— Begin —

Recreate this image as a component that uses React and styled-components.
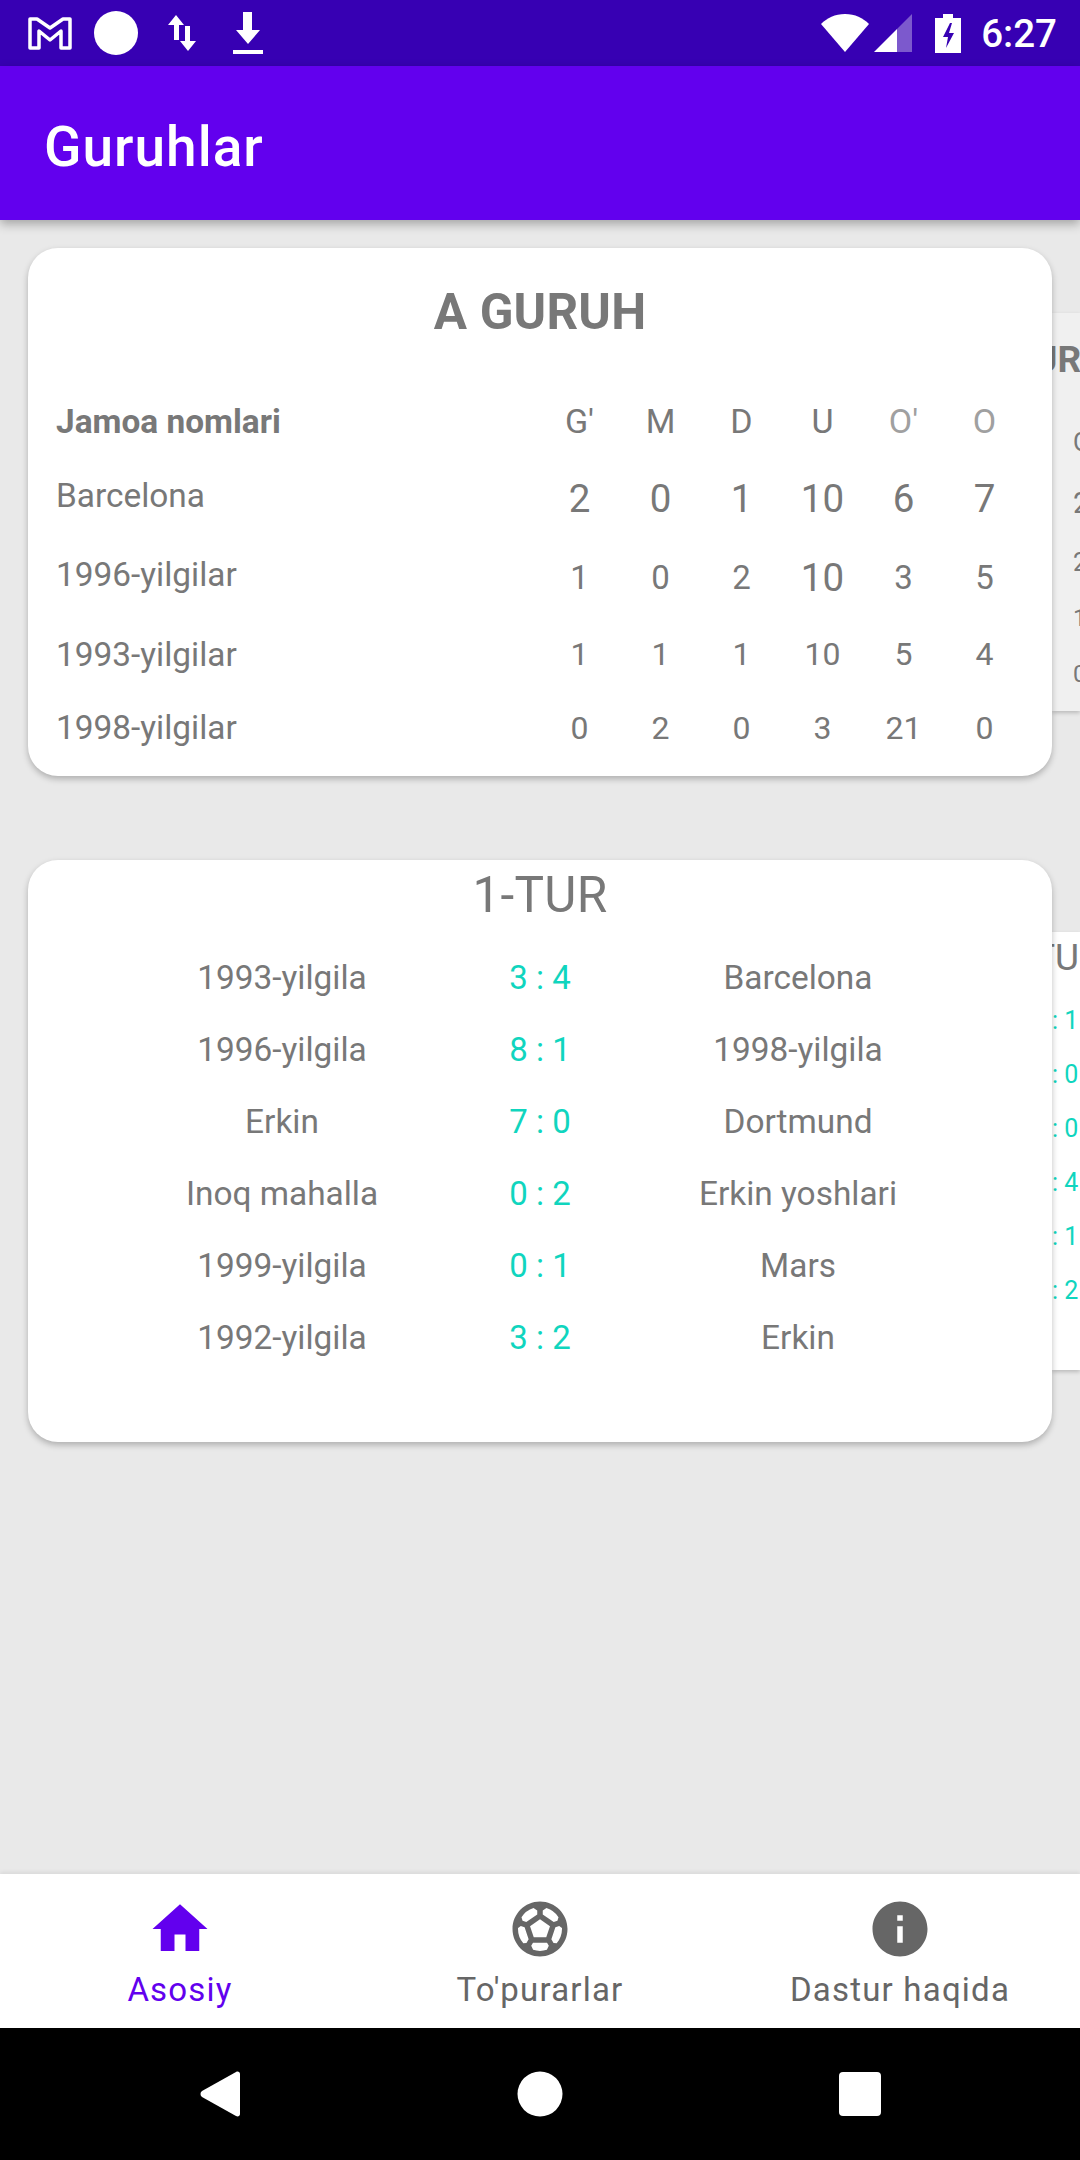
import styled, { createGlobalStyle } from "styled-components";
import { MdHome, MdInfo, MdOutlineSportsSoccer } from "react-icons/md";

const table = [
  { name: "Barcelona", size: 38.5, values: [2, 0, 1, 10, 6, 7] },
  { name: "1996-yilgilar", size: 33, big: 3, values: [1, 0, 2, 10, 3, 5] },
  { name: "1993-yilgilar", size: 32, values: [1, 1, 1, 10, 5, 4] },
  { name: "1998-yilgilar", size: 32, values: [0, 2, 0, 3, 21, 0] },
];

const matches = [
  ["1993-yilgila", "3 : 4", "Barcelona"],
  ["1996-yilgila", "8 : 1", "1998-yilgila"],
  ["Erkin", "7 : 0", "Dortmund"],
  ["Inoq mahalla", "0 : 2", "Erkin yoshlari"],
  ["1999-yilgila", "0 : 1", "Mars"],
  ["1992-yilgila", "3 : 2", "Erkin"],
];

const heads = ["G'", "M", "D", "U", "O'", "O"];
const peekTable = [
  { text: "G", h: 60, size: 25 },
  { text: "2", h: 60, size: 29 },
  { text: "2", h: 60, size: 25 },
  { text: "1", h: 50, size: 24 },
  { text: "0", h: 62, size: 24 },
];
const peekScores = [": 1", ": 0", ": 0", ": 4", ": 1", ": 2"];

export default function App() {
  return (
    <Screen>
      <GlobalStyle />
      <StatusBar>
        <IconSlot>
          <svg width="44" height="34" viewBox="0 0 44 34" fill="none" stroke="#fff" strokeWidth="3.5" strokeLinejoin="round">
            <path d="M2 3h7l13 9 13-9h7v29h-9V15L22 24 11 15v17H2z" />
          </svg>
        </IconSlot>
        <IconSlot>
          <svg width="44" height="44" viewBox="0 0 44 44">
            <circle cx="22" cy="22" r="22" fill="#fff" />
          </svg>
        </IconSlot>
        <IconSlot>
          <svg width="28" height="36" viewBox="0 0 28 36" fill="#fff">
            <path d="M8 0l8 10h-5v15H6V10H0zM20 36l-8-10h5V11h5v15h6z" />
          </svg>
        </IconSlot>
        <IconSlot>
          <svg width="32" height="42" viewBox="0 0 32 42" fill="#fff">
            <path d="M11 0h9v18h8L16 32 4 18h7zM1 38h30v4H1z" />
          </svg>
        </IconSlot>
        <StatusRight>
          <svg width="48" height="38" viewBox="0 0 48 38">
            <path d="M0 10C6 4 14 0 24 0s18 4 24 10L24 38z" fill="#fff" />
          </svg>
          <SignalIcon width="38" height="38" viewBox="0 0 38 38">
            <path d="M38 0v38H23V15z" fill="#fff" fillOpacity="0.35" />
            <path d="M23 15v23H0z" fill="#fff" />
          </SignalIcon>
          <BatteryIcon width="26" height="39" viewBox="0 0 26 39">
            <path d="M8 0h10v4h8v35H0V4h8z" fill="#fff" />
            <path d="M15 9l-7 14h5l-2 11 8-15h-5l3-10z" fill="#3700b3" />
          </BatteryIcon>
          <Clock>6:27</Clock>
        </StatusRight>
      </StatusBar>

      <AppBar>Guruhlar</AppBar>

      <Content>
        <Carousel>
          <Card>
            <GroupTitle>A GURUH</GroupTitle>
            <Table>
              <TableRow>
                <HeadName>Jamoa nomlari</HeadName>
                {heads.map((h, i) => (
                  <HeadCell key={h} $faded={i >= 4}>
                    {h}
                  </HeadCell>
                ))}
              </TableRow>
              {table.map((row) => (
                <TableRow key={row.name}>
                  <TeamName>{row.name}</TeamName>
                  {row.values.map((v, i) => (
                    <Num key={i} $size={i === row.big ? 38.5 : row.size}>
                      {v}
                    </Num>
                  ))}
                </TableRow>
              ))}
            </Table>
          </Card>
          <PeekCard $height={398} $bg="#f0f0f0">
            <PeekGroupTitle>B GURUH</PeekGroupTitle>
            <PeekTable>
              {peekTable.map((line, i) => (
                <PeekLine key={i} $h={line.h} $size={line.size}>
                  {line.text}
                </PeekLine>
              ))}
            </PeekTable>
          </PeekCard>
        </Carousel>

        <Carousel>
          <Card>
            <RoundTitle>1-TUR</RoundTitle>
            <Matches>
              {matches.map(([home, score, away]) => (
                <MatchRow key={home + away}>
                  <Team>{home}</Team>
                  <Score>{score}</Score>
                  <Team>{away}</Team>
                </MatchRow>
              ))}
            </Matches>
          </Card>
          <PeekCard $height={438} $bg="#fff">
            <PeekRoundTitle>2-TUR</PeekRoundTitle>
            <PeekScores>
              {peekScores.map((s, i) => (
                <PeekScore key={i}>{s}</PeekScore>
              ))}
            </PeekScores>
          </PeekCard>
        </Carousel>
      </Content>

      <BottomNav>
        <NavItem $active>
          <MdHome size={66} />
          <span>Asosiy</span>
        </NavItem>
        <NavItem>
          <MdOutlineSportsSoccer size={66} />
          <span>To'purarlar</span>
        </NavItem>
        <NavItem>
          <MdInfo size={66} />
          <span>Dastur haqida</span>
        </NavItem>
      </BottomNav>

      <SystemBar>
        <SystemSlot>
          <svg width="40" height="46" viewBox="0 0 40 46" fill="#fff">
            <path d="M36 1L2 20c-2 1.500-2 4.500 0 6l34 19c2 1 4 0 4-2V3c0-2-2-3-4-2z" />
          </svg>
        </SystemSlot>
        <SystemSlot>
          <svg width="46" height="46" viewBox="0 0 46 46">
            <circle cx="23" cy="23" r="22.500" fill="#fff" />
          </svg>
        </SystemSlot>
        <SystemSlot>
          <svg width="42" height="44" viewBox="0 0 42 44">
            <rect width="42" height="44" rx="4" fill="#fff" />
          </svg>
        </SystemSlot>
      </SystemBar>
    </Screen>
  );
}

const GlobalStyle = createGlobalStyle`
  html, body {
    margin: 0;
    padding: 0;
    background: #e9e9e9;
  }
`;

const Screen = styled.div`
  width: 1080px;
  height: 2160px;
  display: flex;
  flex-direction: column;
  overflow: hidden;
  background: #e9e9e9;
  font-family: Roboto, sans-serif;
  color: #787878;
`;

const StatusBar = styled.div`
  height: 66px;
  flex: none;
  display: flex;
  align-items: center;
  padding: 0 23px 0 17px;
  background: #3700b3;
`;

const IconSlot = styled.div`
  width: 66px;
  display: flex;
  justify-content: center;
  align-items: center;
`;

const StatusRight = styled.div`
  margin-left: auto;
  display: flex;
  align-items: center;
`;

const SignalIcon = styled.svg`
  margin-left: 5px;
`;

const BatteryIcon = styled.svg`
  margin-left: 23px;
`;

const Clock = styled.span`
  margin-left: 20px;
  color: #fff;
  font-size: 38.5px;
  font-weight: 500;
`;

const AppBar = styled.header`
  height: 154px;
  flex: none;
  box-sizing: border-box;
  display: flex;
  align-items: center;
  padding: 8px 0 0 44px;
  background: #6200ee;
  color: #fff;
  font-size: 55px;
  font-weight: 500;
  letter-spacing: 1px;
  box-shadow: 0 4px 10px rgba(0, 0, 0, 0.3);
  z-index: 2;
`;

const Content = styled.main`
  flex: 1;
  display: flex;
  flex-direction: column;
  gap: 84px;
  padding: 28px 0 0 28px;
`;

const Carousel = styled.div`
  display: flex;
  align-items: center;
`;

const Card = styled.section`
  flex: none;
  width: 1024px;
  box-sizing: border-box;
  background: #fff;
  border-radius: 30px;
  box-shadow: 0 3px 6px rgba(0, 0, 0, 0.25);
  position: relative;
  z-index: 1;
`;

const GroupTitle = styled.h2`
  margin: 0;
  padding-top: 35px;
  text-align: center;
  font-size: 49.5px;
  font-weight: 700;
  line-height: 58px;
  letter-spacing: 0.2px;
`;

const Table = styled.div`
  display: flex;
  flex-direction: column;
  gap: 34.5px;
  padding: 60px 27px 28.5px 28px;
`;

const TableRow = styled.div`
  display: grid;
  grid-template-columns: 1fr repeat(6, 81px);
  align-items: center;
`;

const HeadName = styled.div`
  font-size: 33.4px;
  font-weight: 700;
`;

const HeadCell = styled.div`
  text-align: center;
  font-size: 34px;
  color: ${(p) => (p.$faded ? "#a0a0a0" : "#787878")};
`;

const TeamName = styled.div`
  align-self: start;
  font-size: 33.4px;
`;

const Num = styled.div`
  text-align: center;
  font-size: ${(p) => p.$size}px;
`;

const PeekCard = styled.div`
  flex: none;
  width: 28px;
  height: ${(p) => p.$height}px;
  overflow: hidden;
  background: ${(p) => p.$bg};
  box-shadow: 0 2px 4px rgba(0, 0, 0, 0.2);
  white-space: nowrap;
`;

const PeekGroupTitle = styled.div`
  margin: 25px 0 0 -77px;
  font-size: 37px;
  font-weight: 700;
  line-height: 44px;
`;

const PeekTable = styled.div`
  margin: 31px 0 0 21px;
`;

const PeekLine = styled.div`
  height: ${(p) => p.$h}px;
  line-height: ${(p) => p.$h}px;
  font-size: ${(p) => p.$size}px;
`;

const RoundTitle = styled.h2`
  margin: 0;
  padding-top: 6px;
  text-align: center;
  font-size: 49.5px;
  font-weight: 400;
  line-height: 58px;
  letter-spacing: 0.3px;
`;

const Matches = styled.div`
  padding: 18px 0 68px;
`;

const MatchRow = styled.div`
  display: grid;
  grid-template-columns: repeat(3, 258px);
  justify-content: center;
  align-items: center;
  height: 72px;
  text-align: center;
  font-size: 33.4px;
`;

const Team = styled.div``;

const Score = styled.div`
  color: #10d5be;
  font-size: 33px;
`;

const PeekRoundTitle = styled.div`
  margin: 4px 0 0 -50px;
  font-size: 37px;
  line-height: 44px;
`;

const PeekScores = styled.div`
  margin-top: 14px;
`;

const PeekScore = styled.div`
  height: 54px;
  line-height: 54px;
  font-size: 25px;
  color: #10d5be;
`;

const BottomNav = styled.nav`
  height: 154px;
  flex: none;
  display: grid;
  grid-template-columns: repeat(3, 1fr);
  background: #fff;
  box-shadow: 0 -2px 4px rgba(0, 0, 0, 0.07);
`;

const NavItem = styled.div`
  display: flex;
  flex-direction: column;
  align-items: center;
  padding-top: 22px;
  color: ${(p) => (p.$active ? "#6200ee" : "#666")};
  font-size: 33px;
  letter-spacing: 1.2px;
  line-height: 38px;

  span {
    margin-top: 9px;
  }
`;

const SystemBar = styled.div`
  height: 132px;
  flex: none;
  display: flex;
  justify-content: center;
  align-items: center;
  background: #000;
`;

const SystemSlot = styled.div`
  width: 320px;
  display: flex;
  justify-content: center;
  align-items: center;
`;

— End —

**Job**.
Determine the count of lines in the data above with the string "components" in them, and give that count alone.

**Worked solution**.
2